Exercise directions: Look through the lines below and extract each one that contains "this".

Given information:
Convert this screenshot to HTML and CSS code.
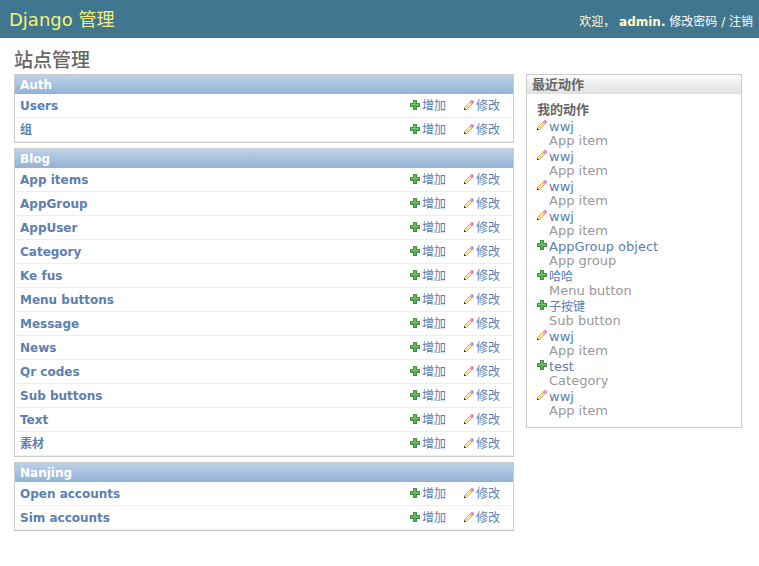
FILE: index.html
```html
<!DOCTYPE html>
<html lang="zh-CN">
<head>
<meta charset="utf-8">
<title>站点管理</title>
<link rel="stylesheet" href="styles.css">
</head>
<body>
<svg class="defs" aria-hidden="true">
  <symbol id="add" viewBox="0 0 10 10">
    <path fill="#3f943c" d="M3 0h4v3h3v4h-3v3h-4v-3h-3v-4h3z"/>
    <path fill="#55b052" d="M4 1h2v3h3v2h-3v3h-2v-3h-3v-2h3z"/>
    <path fill="#74c470" d="M4 1h1v3h4v1h-8v-1h3z"/>
  </symbol>
  <symbol id="edit" viewBox="0 0 10 10">
    <path fill="#d9b374" d="M5 2h1v1h1v1h1v1h-1v1h-1v1h-1v1h-1v1h-1v1h-3v-3h1v-1h1v-1h1v-1h1v-1h1z"/>
    <path fill="#ffe27a" d="M5 3h1v1h1v1h-1v1h-1v1h-1v1h-1v-1h-1v-1h1v-1h1v-1h1z"/>
    <path fill="#ffefad" d="M5 3h1v1h-1v1h-1v1h-1v1h-1v-1h1v-1h1v-1h1zM1 7h1v1h1v1h-2z"/>
    <path fill="#3b2418" d="M0 9h1v1h-1z"/>
    <path fill="#8a5c3c" d="M0 8h1v1h1v1h-1v-1h-1z"/>
    <path fill="#ed82ce" d="M7 0h2v1h1v2h-1v1h-1v-1h-1v-1h-1v-1h1z"/>
    <path fill="#f29bd9" d="M7 1h1v1h-1z"/>
    <path fill="#e2c3b6" d="M6 2h1v1h1v1h-1v-1h-1z"/>
  </symbol>
</svg>

<header class="header">
  <h1 class="brand">Django 管理</h1>
  <div class="user-tools">欢迎， <strong>admin.</strong> <a href="#">修改密码</a> / <a href="#">注销</a></div>
</header>

<div class="content">
  <h1 class="title">站点管理</h1>
  <div class="columns">
    <main class="main">
      <div class="module">
        <table>
          <caption><a href="#">Auth</a></caption>
          <tbody>
            <tr><th scope="row"><a href="#">Users</a></th><td><a href="#"><svg class="icon"><use href="#add"/></svg>增加</a></td><td><a href="#"><svg class="icon"><use href="#edit"/></svg>修改</a></td></tr>
            <tr><th scope="row"><a href="#">组</a></th><td><a href="#"><svg class="icon"><use href="#add"/></svg>增加</a></td><td><a href="#"><svg class="icon"><use href="#edit"/></svg>修改</a></td></tr>
          </tbody>
        </table>
      </div>
      <div class="module">
        <table>
          <caption><a href="#">Blog</a></caption>
          <tbody>
            <tr><th scope="row"><a href="#">App items</a></th><td><a href="#"><svg class="icon"><use href="#add"/></svg>增加</a></td><td><a href="#"><svg class="icon"><use href="#edit"/></svg>修改</a></td></tr>
            <tr><th scope="row"><a href="#">AppGroup</a></th><td><a href="#"><svg class="icon"><use href="#add"/></svg>增加</a></td><td><a href="#"><svg class="icon"><use href="#edit"/></svg>修改</a></td></tr>
            <tr><th scope="row"><a href="#">AppUser</a></th><td><a href="#"><svg class="icon"><use href="#add"/></svg>增加</a></td><td><a href="#"><svg class="icon"><use href="#edit"/></svg>修改</a></td></tr>
            <tr><th scope="row"><a href="#">Category</a></th><td><a href="#"><svg class="icon"><use href="#add"/></svg>增加</a></td><td><a href="#"><svg class="icon"><use href="#edit"/></svg>修改</a></td></tr>
            <tr><th scope="row"><a href="#">Ke fus</a></th><td><a href="#"><svg class="icon"><use href="#add"/></svg>增加</a></td><td><a href="#"><svg class="icon"><use href="#edit"/></svg>修改</a></td></tr>
            <tr><th scope="row"><a href="#">Menu buttons</a></th><td><a href="#"><svg class="icon"><use href="#add"/></svg>增加</a></td><td><a href="#"><svg class="icon"><use href="#edit"/></svg>修改</a></td></tr>
            <tr><th scope="row"><a href="#">Message</a></th><td><a href="#"><svg class="icon"><use href="#add"/></svg>增加</a></td><td><a href="#"><svg class="icon"><use href="#edit"/></svg>修改</a></td></tr>
            <tr><th scope="row"><a href="#">News</a></th><td><a href="#"><svg class="icon"><use href="#add"/></svg>增加</a></td><td><a href="#"><svg class="icon"><use href="#edit"/></svg>修改</a></td></tr>
            <tr><th scope="row"><a href="#">Qr codes</a></th><td><a href="#"><svg class="icon"><use href="#add"/></svg>增加</a></td><td><a href="#"><svg class="icon"><use href="#edit"/></svg>修改</a></td></tr>
            <tr><th scope="row"><a href="#">Sub buttons</a></th><td><a href="#"><svg class="icon"><use href="#add"/></svg>增加</a></td><td><a href="#"><svg class="icon"><use href="#edit"/></svg>修改</a></td></tr>
            <tr><th scope="row"><a href="#">Text</a></th><td><a href="#"><svg class="icon"><use href="#add"/></svg>增加</a></td><td><a href="#"><svg class="icon"><use href="#edit"/></svg>修改</a></td></tr>
            <tr><th scope="row"><a href="#">素材</a></th><td><a href="#"><svg class="icon"><use href="#add"/></svg>增加</a></td><td><a href="#"><svg class="icon"><use href="#edit"/></svg>修改</a></td></tr>
          </tbody>
        </table>
      </div>
      <div class="module">
        <table>
          <caption><a href="#">Nanjing</a></caption>
          <tbody>
            <tr><th scope="row"><a href="#">Open accounts</a></th><td><a href="#"><svg class="icon"><use href="#add"/></svg>增加</a></td><td><a href="#"><svg class="icon"><use href="#edit"/></svg>修改</a></td></tr>
            <tr><th scope="row"><a href="#">Sim accounts</a></th><td><a href="#"><svg class="icon"><use href="#add"/></svg>增加</a></td><td><a href="#"><svg class="icon"><use href="#edit"/></svg>修改</a></td></tr>
          </tbody>
        </table>
      </div>
    </main>

    <aside class="recent">
      <h2>最近动作</h2>
      <h3>我的动作</h3>
      <ul>
        <li><svg class="icon"><use href="#edit"/></svg><div><a href="#">wwj</a><span>App item</span></div></li>
        <li><svg class="icon"><use href="#edit"/></svg><div><a href="#">wwj</a><span>App item</span></div></li>
        <li><svg class="icon"><use href="#edit"/></svg><div><a href="#">wwj</a><span>App item</span></div></li>
        <li><svg class="icon"><use href="#edit"/></svg><div><a href="#">wwj</a><span>App item</span></div></li>
        <li><svg class="icon"><use href="#add"/></svg><div><a href="#">AppGroup object</a><span>App group</span></div></li>
        <li><svg class="icon"><use href="#add"/></svg><div><a class="cjk" href="#">哈哈</a><span>Menu button</span></div></li>
        <li><svg class="icon"><use href="#add"/></svg><div><a class="cjk" href="#">子按键</a><span>Sub button</span></div></li>
        <li><svg class="icon"><use href="#edit"/></svg><div><a href="#">wwj</a><span>App item</span></div></li>
        <li><svg class="icon"><use href="#add"/></svg><div><a href="#">test</a><span>Category</span></div></li>
        <li><svg class="icon"><use href="#edit"/></svg><div><a href="#">wwj</a><span>App item</span></div></li>
      </ul>
    </aside>
  </div>
</div>
</body>
</html>
```
FILE: styles.css
```css
* { box-sizing: border-box; }

body {
  margin: 0;
  background: #fff;
  color: #333;
  font: 12px/15px "DejaVu Sans", "Noto Sans CJK SC", sans-serif;
}

a { color: #5b80b2; text-decoration: none; }
h1, h2, h3, ul { margin: 0; padding: 0; }

.defs { display: none; }

.icon {
  flex: none;
  width: 10px;
  height: 10px;
  shape-rendering: crispEdges;
}

.header {
  display: flex;
  align-items: center;
  justify-content: space-between;
  height: 38px;
  padding: 0 6px 0 9px;
  background: #417690;
  color: #ffc;
}

.brand {
  color: #f4f379;
  font-size: 18px;
  font-weight: normal;
}

.user-tools { padding-top: 6px; }
.user-tools a { color: #fff; }

.content { padding: 12px 17px 16px 14px; }

.title {
  color: #666;
  font-size: 19px;
  font-weight: 500;
  line-height: 20px;
  margin-bottom: 4px;
}

.columns {
  display: flex;
  align-items: flex-start;
  gap: 12px;
}

.main {
  flex: 1;
  display: flex;
  flex-direction: column;
  gap: 5px;
}

.module { border: 1px solid #ccc; }

table {
  width: 100%;
  border-spacing: 0;
}

caption {
  height: 19px;
  padding: 0 5px;
  background: linear-gradient(#bdd2e8, #94b2d5);
  font-weight: bold;
  line-height: 20px;
  text-align: left;
}

caption a { color: #fff; }

th, td {
  height: 24px;
  padding: 2px 0 0;
  border-bottom: 1px solid #eee;
  text-align: left;
}

th { padding-left: 5px; }
td { width: 54px; }
td:last-child { width: 49px; }

td a {
  display: flex;
  align-items: baseline;
  gap: 2px;
}

.recent {
  flex: none;
  width: 216px;
  padding-bottom: 8px;
  border: 1px solid #ccc;
  color: #666;
}

.recent h2 {
  padding: 0 5px;
  background: linear-gradient(#fcfcfc, #e0e0e0);
  font-size: 13px;
  line-height: 19px;
}

.recent h3 {
  padding: 8px 10px 0;
  font-size: 13px;
  line-height: 16px;
}

.recent ul {
  padding: 1px 10px 0;
  list-style: none;
}

.recent li {
  display: flex;
  gap: 2px;
  font-size: 13px;
}

.recent .icon { margin-top: 1px; }
.recent li a, .recent li span { display: block; }

.recent .cjk {
  padding-top: 2px;
  font-size: 12px;
  line-height: 13px;
}

.recent span {
  padding-bottom: 2px;
  color: #999;
  line-height: 13px;
}
```
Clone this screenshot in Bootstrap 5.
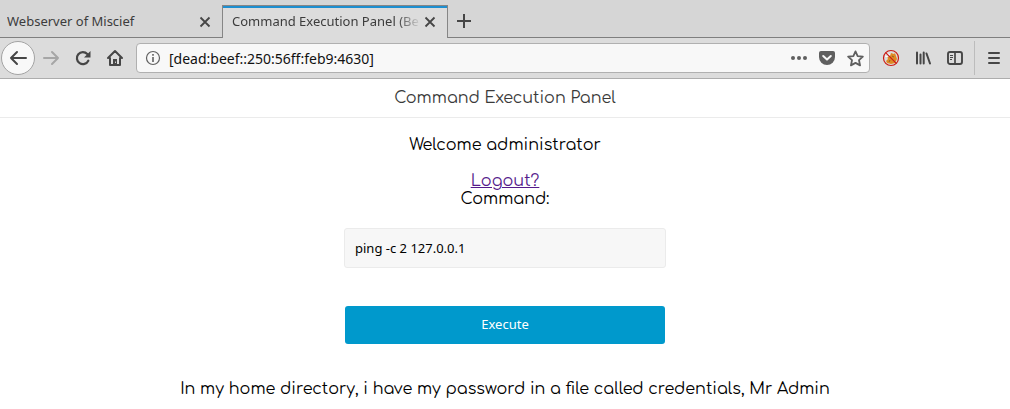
<!DOCTYPE html>
<html lang="en">
<head>
<meta charset="utf-8">
<meta name="viewport" content="width=device-width, initial-scale=1">
<title>Command Execution Panel</title>
<link href="https://cdn.jsdelivr.net/npm/bootstrap@5.3.0/dist/css/bootstrap.min.css" rel="stylesheet">
<style>
  body { font-family: "Noto Sans", "Open Sans", sans-serif; font-size: 13px; color: #000; background: #fff; }
  svg { display: block; flex: none; }
  .chrome-btn { padding: 0; border: 0; background: none; color: #464646; display: flex; align-items: center; justify-content: center; flex: none; }
  .tab-strip { background: #d6d6d6; height: 38px; padding-top: 5px; color: #3c3c3c; }
  .browser-tab { border-bottom: 1px solid #7f7f7f; padding: 2px 8px 0 7px; }
  .tab-first { flex: 0 1 222px; min-width: 0; }
  .tab-current { flex: 0 1 226px; min-width: 0; background: #dcdcdc; border: 1px solid #868686; border-bottom: 0; padding: 0 8px 0 9px; box-shadow: inset 0 2px #1e8fd0; }
  .tab-rest { border-bottom: 1px solid #7f7f7f; padding-left: 9px; }
  .tab-title { overflow: hidden; white-space: nowrap; min-width: 0; flex: 1 1 0; }
  .tab-fade { -webkit-mask-image: linear-gradient(to right, #000 calc(100% - 24px), transparent); mask-image: linear-gradient(to right, #000 calc(100% - 24px), transparent); }
  .tool-strip { background: #dcdcdc; height: 41px; border-bottom: 1px solid #adadad; padding: 0 0 0 1px; }
  .round-back { width: 34px; height: 34px; border: 1px solid #a3a3a3; border-radius: 50%; background: #f8f8f8; }
  .tool-btn { width: 32px; height: 32px; }
  .url-box { background: #f8f8f8; border: 1px solid #b0b0b0; border-radius: 4px; height: 30px; padding: 0 0 0 8px; margin: 0 5px; color: #606060; }
  .url-box input { border: 0; background: none; outline: 0; padding: 0; color: #111; min-width: 0; height: 28px; font-size: 14px; }
  .url-btn { width: 28px; height: 28px; color: #5f5f5f; }
  .tool-rule { width: 1px; height: 34px; background: #bcbcbc; margin: 0 3px; }
  .page-text { font-family: Comfortaa, Inter, sans-serif; font-size: 16px; line-height: 18px; }
  .page-title { font-size: 16px; line-height: 18px; font-weight: 400; color: #3a3a3a; padding: 10px 0; margin: 0 0 18px; border-bottom: 1px solid #ebebeb; }
  .visited-link { color: #551a8b; text-decoration: underline; }
  .command-form { width: 322px; max-width: 100%; }
  .command-form .form-control { height: 40px; padding: 0 10px; margin: 20px 0 38px; font-family: "Noto Sans", sans-serif; font-size: 13px; color: #000; background: #f7f7f7; border: 1px solid #ebebeb; border-radius: 3px; }
  .run-btn { height: 38px; padding: 0; margin: 0 1px 36px; font-family: "Noto Sans", sans-serif; font-size: 13px; color: #fff; background: #0099cc; border: 0; border-radius: 3px; }
</style>
</head>
<body>
<header>
  <div class="tab-strip d-flex">
    <div class="browser-tab tab-first d-flex align-items-center">
      <span class="tab-title">Webserver of Miscief</span>
      <button class="chrome-btn" aria-label="Close tab"><svg width="18" height="18" viewBox="0 0 18 18" fill="none" stroke="currentColor" stroke-width="1.8"><path d="M4.500 4.500l9 9M13.500 4.500l-9 9"/></svg></button>
    </div>
    <div class="tab-current d-flex align-items-center">
      <span class="tab-title tab-fade">Command Execution Panel (Be</span>
      <button class="chrome-btn" aria-label="Close tab"><svg width="18" height="18" viewBox="0 0 18 18" fill="none" stroke="currentColor" stroke-width="1.8"><path d="M4.500 4.500l9 9M13.500 4.500l-9 9"/></svg></button>
    </div>
    <div class="tab-rest d-flex flex-grow-1 align-items-center">
      <button class="chrome-btn" aria-label="New tab"><svg width="14" height="14" viewBox="0 0 14 14" fill="none" stroke="currentColor" stroke-width="2"><path d="M7 0v14M0 7h14"/></svg></button>
    </div>
  </div>
  <nav class="tool-strip d-flex align-items-center">
    <button class="chrome-btn round-back" aria-label="Back"><svg width="18" height="18" viewBox="0 0 18 18" fill="none" stroke="currentColor" stroke-width="2" stroke-linecap="round" stroke-linejoin="round"><path d="M17 9H2M8 3L2 9l6 6"/></svg></button>
    <button class="chrome-btn tool-btn" aria-label="Forward" disabled><svg width="18" height="18" viewBox="0 0 18 18" fill="none" stroke="#a6a6a6" stroke-width="2" stroke-linecap="round" stroke-linejoin="round"><path d="M2 9h14M10 3l6 6-6 6"/></svg></button>
    <button class="chrome-btn tool-btn" aria-label="Reload"><svg width="16" height="16" viewBox="0 0 16 16"><path d="M13.300 10.700A6 6 0 1 1 12.300 4" fill="none" stroke="currentColor" stroke-width="2.200" stroke-linecap="round"/><path d="M15.500 1v6.500H9z" fill="currentColor"/></svg></button>
    <button class="chrome-btn tool-btn" aria-label="Home"><svg width="18" height="18" viewBox="0 0 18 18" fill="none" stroke="currentColor" stroke-width="2" stroke-linecap="round" stroke-linejoin="round"><path d="M2 9l7-7 7 7M4 9v7h10V9"/><path d="M7 10h4v6H7z" fill="currentColor" stroke="none"/><path d="M9.500 13v.5" stroke="#dcdcdc" stroke-width="1"/></svg></button>
    <div class="url-box d-flex flex-grow-1 align-items-center">
      <svg width="16" height="16" viewBox="0 0 16 16"><circle cx="8" cy="8" r="6.500" fill="none" stroke="currentColor" stroke-width="1.200"/><path d="M7.200 7h1.600v5H7.200zM7.200 4h1.600v1.700H7.200z" fill="currentColor"/></svg>
      <input class="flex-grow-1 ms-2" type="text" aria-label="Address" value="[dead:beef::250:56ff:feb9:4630]">
      <button class="chrome-btn url-btn" aria-label="Page actions"><svg width="16" height="16" viewBox="0 0 16 16" fill="currentColor"><circle cx="2" cy="8" r="2"/><circle cx="8" cy="8" r="2"/><circle cx="14" cy="8" r="2"/></svg></button>
      <button class="chrome-btn url-btn" aria-label="Save to Pocket"><svg width="16" height="16" viewBox="0 0 16 16"><path d="M2 1h12a2 2 0 0 1 2 2v4A8 8 0 0 1 0 7V3a2 2 0 0 1 2-2z" fill="currentColor"/><path d="M4.200 6L8 9.600 11.800 6" fill="none" stroke="#f8f8f8" stroke-width="2" stroke-linecap="round" stroke-linejoin="round"/></svg></button>
      <button class="chrome-btn url-btn" aria-label="Bookmark"><svg width="17" height="17" viewBox="0 0 16 16" fill="none" stroke="currentColor" stroke-width="1.700" stroke-linejoin="round"><path d="M8 1.300l2 4.400 4.900.6-3.600 3.300 1 4.900L8 12.100l-4.300 2.400 1-4.900L1.100 6.300 6 5.700z"/></svg></button>
    </div>
    <button class="chrome-btn tool-btn" aria-label="Blocker"><svg width="18" height="18" viewBox="0 0 18 18"><path d="M4 12l2-2-1-2 3-1 1-3 3 1 1-1 1 3 1 3-2 4-4 1-4-1z" fill="#df8a24"/><path d="M3 7l3 1M4 4l4 2" stroke="#fff" stroke-width="1.300"/><path d="M7 13l1-2M10 7l2 1M12 13l1-1" stroke="#8e5f2a"/><circle cx="9" cy="9" r="7.500" fill="none" stroke="#cc1b14" stroke-width="1.200"/><path d="M3.700 3.700l10.600 10.600" stroke="#cc1b14" stroke-width="1.200"/></svg></button>
    <button class="chrome-btn tool-btn" aria-label="Library"><svg width="16" height="16" viewBox="0 0 16 16" stroke="currentColor" stroke-width="2" stroke-linecap="round"><path d="M2 2.500v11M5.500 4.500v9M8.700 2.500v11M11.500 3.500L15 13.500"/></svg></button>
    <button class="chrome-btn tool-btn" aria-label="Sidebar"><svg width="16" height="16" viewBox="0 0 16 16" fill="none" stroke="currentColor"><rect x="1" y="2" width="14" height="12" rx="2" stroke-width="1.900"/><path d="M8 2v12" stroke-width="1.700"/><path d="M3 5.500h3M3 7.500h3M3 9.500h2"/></svg></button>
    <div class="tool-rule"></div>
    <button class="chrome-btn tool-btn" aria-label="Menu"><svg width="14" height="14" viewBox="0 0 14 14" stroke="currentColor" stroke-width="2" stroke-linecap="round"><path d="M2 2h10M2 7h10M2 12h10"/></svg></button>
  </nav>
</header>
<main class="page-text text-center">
  <h1 class="page-title">Command Execution Panel</h1>
  <p class="mb-0">Welcome administrator</p>
  <br>
  <a class="visited-link" href="#">Logout?</a>
  <form class="command-form mx-auto d-flex flex-column">
    <label for="command">Command:</label>
    <input class="form-control" id="command" type="text" value="ping -c 2 127.0.0.1">
    <button class="btn run-btn" type="submit">Execute</button>
  </form>
  <p class="mb-0">In my home directory, i have my password in a file called credentials, Mr Admin</p>
</main>
<script src="https://cdn.jsdelivr.net/npm/bootstrap@5.3.0/dist/js/bootstrap.bundle.min.js"></script>
</body>
</html>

Complete answer:
Convert this screenshot to HTML and CSS code.
Clone this screenshot in Bootstrap 5.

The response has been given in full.